Fast fashion , paradoxically, has become a useful distraction : a perfect scapegoat for avoiding what happens at the top levels of the fashion system.
- The fashion system is not just glamour: it is also burnout -

Have you ever wondered why those who work in fashion often appear tired , tense, and nervous ? It's not just runway stress.
The hours are crazy , the pace unsustainable , the demands often unrealistic . We work to appear, not to create.
There is a world made of appearances and undergrowth: improvised designers, senseless requests, superficiality disguised as creativity.
A real-life example? When they ask you for a silk effect... but with poplin.
Anyone with experience and knowledge of the materials knows that certain things aren't just "difficult"—they're impossible. But anyone who hasn't really studied doesn't understand this.
Yet these people are often in the spotlight. While those with true passion and expertise… work in silence .
Who Really Makes Fashion: Between Study, Knowledge, and Passion
Luckily, there are still those who make fashion with love.

There are tailors, artisans, and designers who aren't looking for a party, but rather the time to create well. Who believe in lasting beauty, in tangible quality.

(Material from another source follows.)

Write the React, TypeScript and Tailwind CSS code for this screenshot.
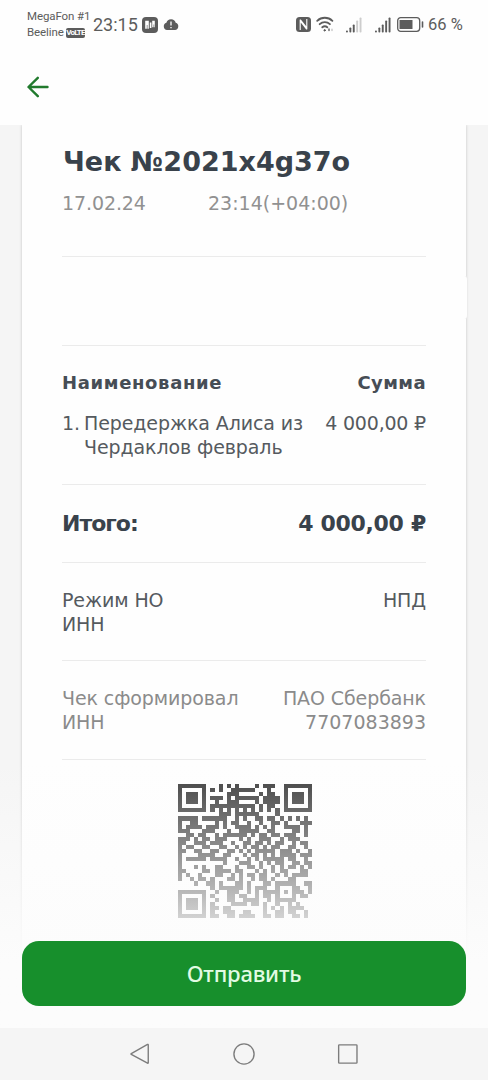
import type { ReactNode } from 'react';

const qrRows = [
  "#######...#.#.#....#.###..#######",
  "#.....#.#.#..######...#...#.....#",
  "#.###.#.....###.....#.##..#.###.#",
  "#.###.#.###.#.######.####.#.###.#",
  "#.###.#..#..###....#.####.#.###.#",
  "#.....#.###########.#.##..#.....#",
  "#######.#.#.#.#.#.#.#.#.#.#######",
  "..........###.######....#........",
  "#####.######..#.#..##.##.#.#.#.#.",
  "#..##....#.#.##..#..#..##.#...###",
  "#.####.###.#..####.#.#.#..####.#.",
  "###...###...#..#####..##....##.#.",
  "..##.##..#.######.#.##.##.###..#.",
  "###.#.##.###...#.#..###..#.###...",
  "##..###.###..#..##.##.#.##..#.##.",
  "#.##..##..##..#.#.##.#.##..##..#.",
  "##..##..##..##.#.#.#####.###.#..#",
  "#....####..##...#.##.#.#.####.###",
  "#.#####.####..#..#.#.#####.##..#.",
  "#..........#...###..#.#.##..##.##",
  "#...#.#..##...#..##.#..#.#.##.#.#",
  "##....##.####.##...#.#.#.##...##.",
  "#.#..#...##..#.#.##.##..#.#.####.",
  "#..#.##.#...##.#..#.##.#...##....",
  "....#..##.#...##.#...##.#####..##",
  "........#.######.#.###..#...##..#",
  "#######..#..###..#.#.####.#.###.#",
  "#.....#.#...##.##..#.##.#...#.##.",
  "#.###.#..#..##..####..#.#####....",
  "#.###.#.#....####.##.#..#..#.#...",
  "#.###.#.##.##........#.#.#.####..",
  "#.....#.#..###..##...#..##.##..#.",
  "#######.##..##.####..##.##..##.#.",
];

const qrPath = qrRows
  .map((row, y) =>
    [...row.matchAll(/#+/g)].map((run) => `M${run.index} ${y}h${run[0].length}v1h-${run[0].length}z`).join('')
  )
  .join('');

const QrCode = () => (
  <svg
    className="w-[134px] h-[134px] text-[#373737]"
    viewBox="0 0 33 33"
    shapeRendering="crispEdges"
    fill="currentColor"
  >
    <path d={qrPath} />
  </svg>
);

const SignalBars = ({ active }: { active: number }) => (
  <svg className="w-4 h-4" viewBox="0 0 16 16" fill="#5c5c5c">
    {[2, 5, 8, 12, 15].map((height, i) => (
      <rect
        key={height}
        x={i * 3.4}
        y={15.5 - height}
        width="1.9"
        height={height}
        rx="0.8"
        opacity={i < active ? 1 : 0.3}
      />
    ))}
  </svg>
);

const StatusBar = () => (
  <div className="flex items-start h-12 pl-[27px] text-[#5c5c5c] font-[Roboto,sans-serif]">
    <div className="pt-[9px] w-[66px] shrink-0 text-[11.5px] leading-[15px] whitespace-nowrap">
      <div className="tracking-[-0.1px]">MegaFon #1</div>
      <div className="flex items-center pt-px">
        <span className="w-9 tracking-[-0.1px]">Beeline</span>
        <span className="flex justify-center ml-[3px] w-[19px] h-[10px] rounded-xs bg-[#5c5c5c] text-white text-[8px] leading-[10px] font-bold tracking-[-0.8px]">
          VoLTE
        </span>
      </div>
    </div>
    <div className="mt-[13px] w-[49px] text-[18px] leading-6 whitespace-nowrap">23:15</div>
    <svg className="mt-[17px] w-4 h-4" viewBox="0 0 16 16">
      <rect width="16" height="16" rx="4" fill="#5c5c5c" />
      <path d="M3.2 3.8h3.6v8H3.2zM7.8 5.5h1.6V11H7.8zM10.2 3.8h2.6v6.4h-2.6z" fill="white" />
      <path d="M5.2 8v4M11.8 7.5v3.5" stroke="#5c5c5c" strokeWidth="0.6" />
    </svg>
    <svg className="ml-[5px] mt-[18px] w-4 h-3" viewBox="0 0 16 12">
      <path d="M4 12a3.7 3.7 0 0 1-.6-7.2A4.8 4.8 0 0 1 12.7 4.8 3.7 3.7 0 0 1 12 12z" fill="#5c5c5c" />
      <path d="M8 3.5v4M8 9v1.3" stroke="white" strokeWidth="1.3" />
    </svg>
    <svg className="ml-[117px] mt-[17px] w-[15px] h-[15px]" viewBox="0 0 15 15">
      <rect width="15" height="15" rx="3.5" fill="#5c5c5c" />
      <path d="M4.2 13V4l6.6 8.3M4.2 2.6l6.6 8.3V2" fill="none" stroke="white" strokeWidth="1.1" />
    </svg>
    <svg className="ml-[5px] mt-4 w-[18px] h-4" viewBox="0 0 18 16" fill="none" stroke="#5c5c5c" strokeWidth="1.8" strokeLinecap="round">
      <path d="M1.2 4.8a11 11 0 0 1 15.2 0M3.7 8.2a7.2 7.2 0 0 1 10.2 0M6.3 11.3a3.8 3.8 0 0 1 5 0" />
      <circle cx="8.6" cy="14.3" r="0.7" fill="#5c5c5c" strokeWidth="1" />
      <path d="M13 13v1.6" strokeWidth="1.4" />
      <path d="M16 13v1.6" strokeWidth="1.2" opacity="0.4" />
    </svg>
    <div className="ml-3 mt-[17px]">
      <SignalBars active={3} />
    </div>
    <div className="ml-[13px] mt-[17px]">
      <SignalBars active={5} />
    </div>
    <svg className="ml-[6px] mt-[17px] w-[27px] h-[15px] shrink-0" viewBox="0 0 27 15">
      <rect x="0.7" y="0.7" width="22" height="13.6" rx="3" fill="none" stroke="#5c5c5c" strokeWidth="1.3" />
      <rect x="2.5" y="3" width="13" height="9" fill="#5c5c5c" />
      <path d="M25.5 5v5" stroke="#5c5c5c" strokeWidth="1.6" strokeLinecap="round" />
    </svg>
    <div className="ml-[4px] mt-[13px] text-[16.5px] leading-6 whitespace-nowrap">66 %</div>
  </div>
);

const Section = ({ className, children }: { className: string; children?: ReactNode }) => (
  <div className={`border-b border-[#ebebeb] text-[19px] leading-6 tracking-[-0.1px] ${className}`}>{children}</div>
);

const Receipt = () => (
  <div className="h-[903px] mx-[22px] px-10 bg-[#fefefe] shadow-[0_0_3px_rgba(0,0,0,0.2)] text-[#555a5f] font-['DejaVu_Sans',sans-serif] whitespace-nowrap">
    <Section className="h-[132px] pt-[19px]">
      <h1 className="pl-px text-[27px] leading-9 font-bold tracking-normal text-[#39424b]">Чек №2021x4g37o</h1>
      <div className="flex mt-[11px] text-[#919191]">
        <span className="w-[146px]">17.02.24</span>
        <span className="tracking-normal">23:14(+04:00)</span>
      </div>
    </Section>
    <Section className="h-[89px]" />
    <Section className="h-[139px] pt-[25px]">
      <div className="flex justify-between text-[18px] font-bold text-[#464d55]">
        <span className="tracking-[0.65px]">Наименование</span>
        <span className="tracking-[0.4px]">Сумма</span>
      </div>
      <div className="flex justify-between mt-4">
        <div className="flex">
          <span className="w-[22px]">1.</span>
          <span>
            Передержка Алиса из
            <br />
            Чердаклов февраль
          </span>
        </div>
        <span className="tracking-[-0.2px]">4 000,00 ₽</span>
      </div>
    </Section>
    <Section className="h-[78px] pt-[27px]">
      <div className="flex justify-between text-[22px] font-bold text-[#39424b]">
        <span className="tracking-[-1px]">Итого:</span>
        <span className="tracking-[-0.3px]">4 000,00 ₽</span>
      </div>
    </Section>
    <Section className="h-[98px] pt-[25px]">
      <div className="flex justify-between">
        <span>Режим НО</span>
        <span>НПД</span>
      </div>
      <div>ИНН</div>
    </Section>
    <Section className="h-[99px] pt-[25px] text-[#8b8b8b]">
      <div className="flex justify-between">
        <span>Чек сформировал</span>
        <span>ПАО Сбербанк</span>
      </div>
      <div className="flex justify-between">
        <span>ИНН</span>
        <span className="tracking-normal">7707083893</span>
      </div>
    </Section>
    <div className="flex justify-center pt-6 pl-px">
      <QrCode />
    </div>
  </div>
);

const navShapes = [
  <path key="back" d="M21 2v19.5q0 .8-.8.4L2.5 12.5q-.8-.5 0-1L20.2 1.6q.8-.4.8.4z" />,
  <circle key="home" cx="12" cy="12" r="11" />,
  <rect key="recent" x="1.8" y="2" width="20" height="20" rx="0.8" />,
];

export default function App() {
  return (
    <div className="flex flex-col w-[488px] h-[1080px] overflow-hidden bg-[#fefefe]">
      <header className="h-[125px] shrink-0">
        <StatusBar />
        <svg className="ml-[27px] mt-7 w-[22px] h-[22px]" viewBox="0 0 22 22" fill="none" stroke="#217a2d" strokeWidth="2.4" strokeLinecap="round" strokeLinejoin="round">
          <path d="M20.5 11H1.7M10.8 1.8L1.5 11l9.3 9.2" />
        </svg>
      </header>
      <main className="relative h-[903px] shrink-0 overflow-hidden bg-[#f5f5f5]">
        <Receipt />
        <div className="absolute right-5 top-[151px] w-2 h-[43px] rounded-r-sm bg-[#fefefe] border-r border-[#ececec]" />
        <div className="absolute inset-x-0 bottom-0 h-[268px] bg-linear-to-b from-[#fcfcfc]/0 to-[#fcfcfc] to-75%" />
        <button className="absolute left-[22px] right-[22px] bottom-[22px] h-[65px] rounded-[17px] bg-[#178f2c] text-[#e2fbe4] text-[22px] font-medium tracking-[-0.2px] font-['Noto_Sans',sans-serif]">
          Отправить
        </button>
      </main>
      <nav className="flex items-center justify-center gap-[82px] h-[52px] bg-[#f5f5f5]">
        {navShapes.map((shape) => (
          <svg key={shape.key} className="w-[22px] h-6" viewBox="0 0 24 24" fill="none" stroke="#7c7c7c" strokeWidth="1.5">
            {shape}
          </svg>
        ))}
      </nav>
    </div>
  );
}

As one of my professors used to say:
“You will only be a designer when you can create beautiful, wearable things.”
And to do so requires years of study, experience, and testing.
An idea isn't enough. You need hands. You need technique. You need pattern-making, tailoring, and real tailoring. Everything that's often overlooked, but is essential to creating truly beautiful, comfortable, and long-lasting garments.
Why ddLab was born
ddLab Milano was born from an awareness.
I felt the need to get away from a world that no longer resembled me.
I wanted to create something different: a workshop where time was valuable, where garments were carefully designed, where fashion was gentle.
This is why I talk about a collection in constant evolution.
Each piece is born from study, experimentation, and the choice of materials that make sense—for the skin, for the body, for the environment.
We don't run: we walk . And we do it consciously , every day.
Conscious fashion : our alternative.
Discussing the dark side of fashion isn't just about exposing it. It also means imagining a concrete alternative: one based on quality, slowness, and transparency. It means stopping chasing the "new" and starting choosing the "right."
And perhaps this is precisely the future of fashion: returning to the essence, to a beauty that doesn't need to amaze, but simply to last.